- **Written task**:
Return the listing below exactly, with the pictures dropped.

-- start --

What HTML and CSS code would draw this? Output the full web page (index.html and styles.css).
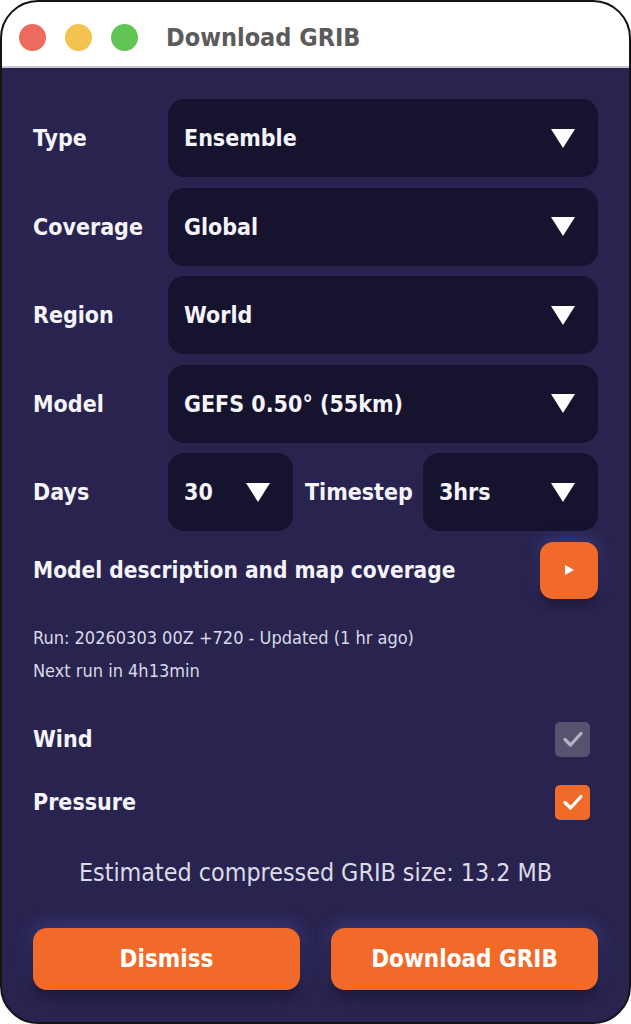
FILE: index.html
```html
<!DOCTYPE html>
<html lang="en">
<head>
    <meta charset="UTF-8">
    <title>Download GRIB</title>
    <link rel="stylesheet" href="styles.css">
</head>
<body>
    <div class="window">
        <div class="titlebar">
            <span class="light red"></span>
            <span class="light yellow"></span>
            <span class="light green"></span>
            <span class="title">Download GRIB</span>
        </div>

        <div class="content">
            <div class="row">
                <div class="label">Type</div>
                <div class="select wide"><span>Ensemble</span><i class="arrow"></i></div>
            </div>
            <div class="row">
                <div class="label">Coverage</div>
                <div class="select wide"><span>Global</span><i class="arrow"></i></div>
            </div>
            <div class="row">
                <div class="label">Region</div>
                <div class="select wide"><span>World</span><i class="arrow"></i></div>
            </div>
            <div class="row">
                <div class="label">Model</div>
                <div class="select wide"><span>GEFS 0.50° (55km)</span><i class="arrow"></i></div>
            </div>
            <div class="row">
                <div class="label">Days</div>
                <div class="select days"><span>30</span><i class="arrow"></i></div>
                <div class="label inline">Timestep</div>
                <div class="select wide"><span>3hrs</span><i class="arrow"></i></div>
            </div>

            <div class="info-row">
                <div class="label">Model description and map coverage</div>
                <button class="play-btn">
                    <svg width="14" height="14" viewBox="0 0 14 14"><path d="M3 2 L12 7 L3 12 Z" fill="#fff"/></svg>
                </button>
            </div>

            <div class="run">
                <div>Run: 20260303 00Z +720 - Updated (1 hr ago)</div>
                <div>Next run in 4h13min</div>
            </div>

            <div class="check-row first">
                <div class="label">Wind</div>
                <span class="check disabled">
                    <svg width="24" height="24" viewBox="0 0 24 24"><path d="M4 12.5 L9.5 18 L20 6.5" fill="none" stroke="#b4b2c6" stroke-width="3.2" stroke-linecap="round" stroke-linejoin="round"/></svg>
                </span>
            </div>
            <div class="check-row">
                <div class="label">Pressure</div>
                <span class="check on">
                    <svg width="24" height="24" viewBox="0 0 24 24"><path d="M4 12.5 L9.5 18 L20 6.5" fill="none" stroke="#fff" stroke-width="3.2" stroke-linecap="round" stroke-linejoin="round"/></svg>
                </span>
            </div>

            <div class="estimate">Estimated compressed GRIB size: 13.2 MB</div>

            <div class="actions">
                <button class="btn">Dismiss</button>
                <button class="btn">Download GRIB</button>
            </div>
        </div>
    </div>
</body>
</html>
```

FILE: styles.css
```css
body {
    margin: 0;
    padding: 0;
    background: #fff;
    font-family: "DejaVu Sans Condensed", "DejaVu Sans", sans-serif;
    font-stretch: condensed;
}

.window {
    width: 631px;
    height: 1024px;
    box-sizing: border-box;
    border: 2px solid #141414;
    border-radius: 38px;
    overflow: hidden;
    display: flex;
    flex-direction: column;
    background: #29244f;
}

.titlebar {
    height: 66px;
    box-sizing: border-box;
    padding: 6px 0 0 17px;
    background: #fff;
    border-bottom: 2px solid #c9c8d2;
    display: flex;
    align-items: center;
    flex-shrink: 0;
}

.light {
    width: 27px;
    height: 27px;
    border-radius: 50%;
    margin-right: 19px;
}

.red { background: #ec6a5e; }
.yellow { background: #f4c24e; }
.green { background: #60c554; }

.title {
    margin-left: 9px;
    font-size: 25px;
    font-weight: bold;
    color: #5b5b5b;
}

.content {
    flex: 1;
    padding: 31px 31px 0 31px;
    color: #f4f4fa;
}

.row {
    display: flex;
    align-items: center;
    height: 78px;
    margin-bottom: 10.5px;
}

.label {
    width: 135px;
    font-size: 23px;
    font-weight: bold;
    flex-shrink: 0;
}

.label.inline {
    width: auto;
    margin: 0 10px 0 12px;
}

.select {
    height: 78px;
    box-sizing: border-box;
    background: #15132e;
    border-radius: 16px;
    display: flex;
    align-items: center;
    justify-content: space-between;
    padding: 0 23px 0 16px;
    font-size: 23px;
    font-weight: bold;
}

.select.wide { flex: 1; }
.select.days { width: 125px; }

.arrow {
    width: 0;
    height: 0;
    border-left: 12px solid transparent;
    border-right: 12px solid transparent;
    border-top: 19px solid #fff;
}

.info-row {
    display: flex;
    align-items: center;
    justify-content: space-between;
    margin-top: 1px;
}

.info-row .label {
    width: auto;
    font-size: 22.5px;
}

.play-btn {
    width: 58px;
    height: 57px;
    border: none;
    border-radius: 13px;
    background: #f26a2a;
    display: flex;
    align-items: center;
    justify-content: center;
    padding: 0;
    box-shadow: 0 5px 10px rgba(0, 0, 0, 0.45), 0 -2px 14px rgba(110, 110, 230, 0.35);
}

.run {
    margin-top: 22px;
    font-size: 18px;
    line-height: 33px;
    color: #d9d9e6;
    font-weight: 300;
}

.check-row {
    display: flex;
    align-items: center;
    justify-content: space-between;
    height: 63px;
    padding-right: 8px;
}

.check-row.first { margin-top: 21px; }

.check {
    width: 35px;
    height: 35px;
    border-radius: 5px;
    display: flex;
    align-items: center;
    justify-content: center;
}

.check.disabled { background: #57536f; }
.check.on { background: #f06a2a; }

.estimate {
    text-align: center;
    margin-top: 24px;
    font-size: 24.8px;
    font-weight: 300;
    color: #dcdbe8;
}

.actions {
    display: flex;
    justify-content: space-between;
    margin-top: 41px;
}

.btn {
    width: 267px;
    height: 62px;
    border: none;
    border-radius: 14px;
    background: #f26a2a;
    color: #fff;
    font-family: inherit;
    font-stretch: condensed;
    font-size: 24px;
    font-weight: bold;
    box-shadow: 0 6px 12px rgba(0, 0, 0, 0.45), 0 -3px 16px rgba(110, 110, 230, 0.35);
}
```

-- end --

- **Completed task**:
What HTML and CSS code would draw this? Output the full web page (index.html and styles.css).
FILE: index.html
```html
<!DOCTYPE html>
<html lang="en">
<head>
    <meta charset="UTF-8">
    <title>Download GRIB</title>
    <link rel="stylesheet" href="styles.css">
</head>
<body>
    <div class="window">
        <div class="titlebar">
            <span class="light red"></span>
            <span class="light yellow"></span>
            <span class="light green"></span>
            <span class="title">Download GRIB</span>
        </div>

        <div class="content">
            <div class="row">
                <div class="label">Type</div>
                <div class="select wide"><span>Ensemble</span><i class="arrow"></i></div>
            </div>
            <div class="row">
                <div class="label">Coverage</div>
                <div class="select wide"><span>Global</span><i class="arrow"></i></div>
            </div>
            <div class="row">
                <div class="label">Region</div>
                <div class="select wide"><span>World</span><i class="arrow"></i></div>
            </div>
            <div class="row">
                <div class="label">Model</div>
                <div class="select wide"><span>GEFS 0.50° (55km)</span><i class="arrow"></i></div>
            </div>
            <div class="row">
                <div class="label">Days</div>
                <div class="select days"><span>30</span><i class="arrow"></i></div>
                <div class="label inline">Timestep</div>
                <div class="select wide"><span>3hrs</span><i class="arrow"></i></div>
            </div>

            <div class="info-row">
                <div class="label">Model description and map coverage</div>
                <button class="play-btn">
                    <svg width="14" height="14" viewBox="0 0 14 14"><path d="M3 2 L12 7 L3 12 Z" fill="#fff"/></svg>
                </button>
            </div>

            <div class="run">
                <div>Run: 20260303 00Z +720 - Updated (1 hr ago)</div>
                <div>Next run in 4h13min</div>
            </div>

            <div class="check-row first">
                <div class="label">Wind</div>
                <span class="check disabled">
                    <svg width="24" height="24" viewBox="0 0 24 24"><path d="M4 12.5 L9.5 18 L20 6.5" fill="none" stroke="#b4b2c6" stroke-width="3.2" stroke-linecap="round" stroke-linejoin="round"/></svg>
                </span>
            </div>
            <div class="check-row">
                <div class="label">Pressure</div>
                <span class="check on">
                    <svg width="24" height="24" viewBox="0 0 24 24"><path d="M4 12.5 L9.5 18 L20 6.5" fill="none" stroke="#fff" stroke-width="3.2" stroke-linecap="round" stroke-linejoin="round"/></svg>
                </span>
            </div>

            <div class="estimate">Estimated compressed GRIB size: 13.2 MB</div>

            <div class="actions">
                <button class="btn">Dismiss</button>
                <button class="btn">Download GRIB</button>
            </div>
        </div>
    </div>
</body>
</html>
```

FILE: styles.css
```css
body {
    margin: 0;
    padding: 0;
    background: #fff;
    font-family: "DejaVu Sans Condensed", "DejaVu Sans", sans-serif;
    font-stretch: condensed;
}

.window {
    width: 631px;
    height: 1024px;
    box-sizing: border-box;
    border: 2px solid #141414;
    border-radius: 38px;
    overflow: hidden;
    display: flex;
    flex-direction: column;
    background: #29244f;
}

.titlebar {
    height: 66px;
    box-sizing: border-box;
    padding: 6px 0 0 17px;
    background: #fff;
    border-bottom: 2px solid #c9c8d2;
    display: flex;
    align-items: center;
    flex-shrink: 0;
}

.light {
    width: 27px;
    height: 27px;
    border-radius: 50%;
    margin-right: 19px;
}

.red { background: #ec6a5e; }
.yellow { background: #f4c24e; }
.green { background: #60c554; }

.title {
    margin-left: 9px;
    font-size: 25px;
    font-weight: bold;
    color: #5b5b5b;
}

.content {
    flex: 1;
    padding: 31px 31px 0 31px;
    color: #f4f4fa;
}

.row {
    display: flex;
    align-items: center;
    height: 78px;
    margin-bottom: 10.5px;
}

.label {
    width: 135px;
    font-size: 23px;
    font-weight: bold;
    flex-shrink: 0;
}

.label.inline {
    width: auto;
    margin: 0 10px 0 12px;
}

.select {
    height: 78px;
    box-sizing: border-box;
    background: #15132e;
    border-radius: 16px;
    display: flex;
    align-items: center;
    justify-content: space-between;
    padding: 0 23px 0 16px;
    font-size: 23px;
    font-weight: bold;
}

.select.wide { flex: 1; }
.select.days { width: 125px; }

.arrow {
    width: 0;
    height: 0;
    border-left: 12px solid transparent;
    border-right: 12px solid transparent;
    border-top: 19px solid #fff;
}

.info-row {
    display: flex;
    align-items: center;
    justify-content: space-between;
    margin-top: 1px;
}

.info-row .label {
    width: auto;
    font-size: 22.5px;
}

.play-btn {
    width: 58px;
    height: 57px;
    border: none;
    border-radius: 13px;
    background: #f26a2a;
    display: flex;
    align-items: center;
    justify-content: center;
    padding: 0;
    box-shadow: 0 5px 10px rgba(0, 0, 0, 0.45), 0 -2px 14px rgba(110, 110, 230, 0.35);
}

.run {
    margin-top: 22px;
    font-size: 18px;
    line-height: 33px;
    color: #d9d9e6;
    font-weight: 300;
}

.check-row {
    display: flex;
    align-items: center;
    justify-content: space-between;
    height: 63px;
    padding-right: 8px;
}

.check-row.first { margin-top: 21px; }

.check {
    width: 35px;
    height: 35px;
    border-radius: 5px;
    display: flex;
    align-items: center;
    justify-content: center;
}

.check.disabled { background: #57536f; }
.check.on { background: #f06a2a; }

.estimate {
    text-align: center;
    margin-top: 24px;
    font-size: 24.8px;
    font-weight: 300;
    color: #dcdbe8;
}

.actions {
    display: flex;
    justify-content: space-between;
    margin-top: 41px;
}

.btn {
    width: 267px;
    height: 62px;
    border: none;
    border-radius: 14px;
    background: #f26a2a;
    color: #fff;
    font-family: inherit;
    font-stretch: condensed;
    font-size: 24px;
    font-weight: bold;
    box-shadow: 0 6px 12px rgba(0, 0, 0, 0.45), 0 -3px 16px rgba(110, 110, 230, 0.35);
}
```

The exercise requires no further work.